Lot of people either don’t understand or underplay the role that social apparatus plays in bringing the categories of privileged and underprivileged into existence in the first place. Therefore, when activist and writer Kuffir Nalgundwar says that privilege is a chaalu term, he is not wrong. He writes, “It [privilege] doesn't encapsulate history enough while pretending to be concerned with it and erases most of the present by bringing all focus on this or that 'privileged' individual, instead of the group as a whole.”
He further argues, “If privilege is interpreted as 'unearned advantage', it tells you only half the story. The untold part is that this unearned advantage was gained through expropriating concrete assets from those who 'lack privilege'. That the underprivileged paid for the unearned advantage. The discourse of privileges converts this antagonistic relationship into one of inequality. This has two insidious purposes. One, it places both groups, who are antagonists in reality, on one ground, thus introducing the suggestion that they're equal participants, and the only difference between them being one of degree: one is taller, another is shorter, one went to an elite school, while the other went to a government school and so on. All differences become relative differences.”
Nalgundwar hits the nail on its head when he says that the relationship between privileged and underprivileged is antagonistic. If the goal of talking about privilege is to change the society for better, one needs to talk about privileges that accrue to entire groups and not individuals, and also at the cost of which other groups.

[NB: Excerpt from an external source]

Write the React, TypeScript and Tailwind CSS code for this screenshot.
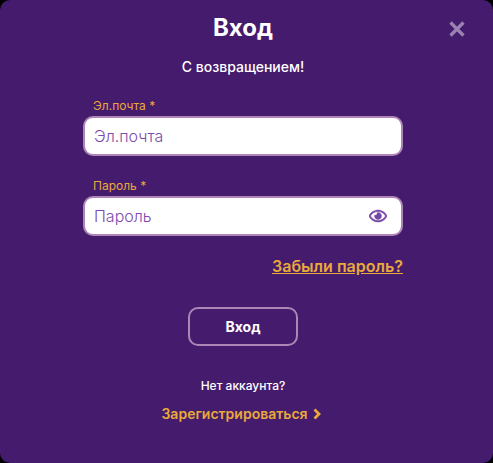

If Brahmins had not actively exploited Bahujan labour and cornered resources, they wouldn’t be a privileged group. The same is true of men in relation to women.
Injunctions and punishments are necessary to keep this oppression going. Hence the denial of education to women and Shudras till Christian missionaries started schools in British India.
The basis of oppression is material but with a great deal of ideological embellishment. The two are so intermeshed, it is not easy to delineate them. When women are married off to men of their parents’ choice, the act is an excellent union of material reasons with ideological norms.
Privileged groups design the society positioning themselves on the pedestal as the ideal to aspire to. In the caste system, Brahmin is the ideal. In patriarchy, a cisgendered man is the ideal. When it comes to sexuality, hetero is the ideal. The groups which don’t belong to these identities are outsiders and hence underprivileged (to a greater or lesser degree, depending on one’s distance from the ‘ideal’).
Our problems are social and the solutions also lie in social, not individual, action.
A useful discussion about privilege would be one that isn't used to score points against one another. It would instead perform the important function of making one aware of one’s social location and make one reflective, especially if one belongs to the privileged category.
The aim should be to go beyond looking at individuals in isolation and recognize the enabling environment that makes one privileged. Our problems are social and the solutions also lie in social, not individual, action.